Examples of general-purpose microprocessors may comprise, a central processing unit (CPU) with data values encoded in an instruction register (or other circuitry maintaining instructions) or data values comprising memory locations, which in turn comprise values utilized as instructions. The memory locations may further comprise a memory location that is external to the CPU. Such CPU-external components may be embodied as one or more of a field-programmable gate array (FPGA), read-only memory (ROM), programmable read-only memory (PROM), erasable programmable read-only memory (EPROM), random access memory (RAM), bus-accessible storage, network-accessible storage, etc.

These machine-executable instructions may be stored on one or more machine-readable mediums, such as CD-ROMs or other type of optical disks, floppy diskettes, ROMs, RAMS, EPROMS, EEPROMs, magnetic or optical cards, flash memory, or other types of machine-readable mediums suitable for storing electronic instructions. Alternatively, the methods may be performed by a combination of hardware and software.

Also, it is noted that the embodiments were described as a process, which is depicted as a flowchart, a flow diagram, a data flow diagram, a structure diagram, or a block diagram. Although a flowchart may describe the operations as a sequential process, many of the operations may be performed in parallel or concurrently. In addition, the order of the operations may be re-arranged. A process is terminated when its operations are completed, but could have additional steps not included in the figure. A process may correspond to a method, a function, a procedure, a subroutine, a subprogram, etc. When a process corresponds to a function, its termination corresponds to a return of the function to the calling function or the main function.

Furthermore, embodiments may be implemented by hardware, software, firmware, middleware, microcode, hardware description languages, or any combination thereof. When implemented in software, firmware, middleware or microcode, the program code or code segments to perform the necessary tasks may be stored in a machine-readable medium, such as a storage medium. A microprocessor(s) may perform the necessary tasks. A code segment may represent a procedure, a function, a subprogram, a program, a routine, a subroutine, a module, a software package, a class, or any combination of instructions, data structures, or program statements. A code segment may be coupled to another code segment or a hardware circuit by passing and/or receiving information, data, arguments, parameters, or memory contents. Information, arguments, parameters, data, etc. may be passed, forwarded, or transmitted via any suitable means including memory sharing, message passing, token passing, network transmission, etc.
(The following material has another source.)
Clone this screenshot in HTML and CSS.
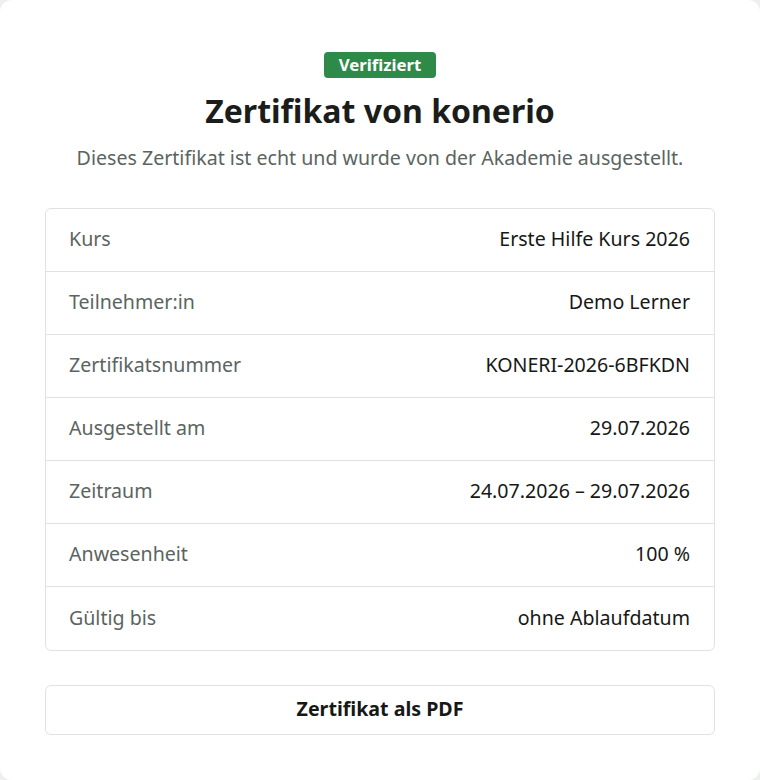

Embodiments herein comprising software are executed, or stored for subsequent execution, by one or more microprocessors and are executed as executable code. The executable code being selected to execute instructions that comprise the particular embodiment. The instructions executed being a constrained set of instructions selected from the discrete set of native instructions understood by the microprocessor and, prior to execution, committed to microprocessor-accessible memory. In another embodiment, human-readable “source code” software, prior to execution by the one or more microprocessors, is first converted to system software to comprise a platform (e.g., computer, microprocessor, database, etc.) specific set of instructions selected from the platform's native instruction set.

While illustrative embodiments of the disclosure have been described in detail herein, it is to be understood that the inventive concepts may be otherwise variously embodied and employed, and that the appended claims are intended to be construed to include such variations, except as limited by the prior art.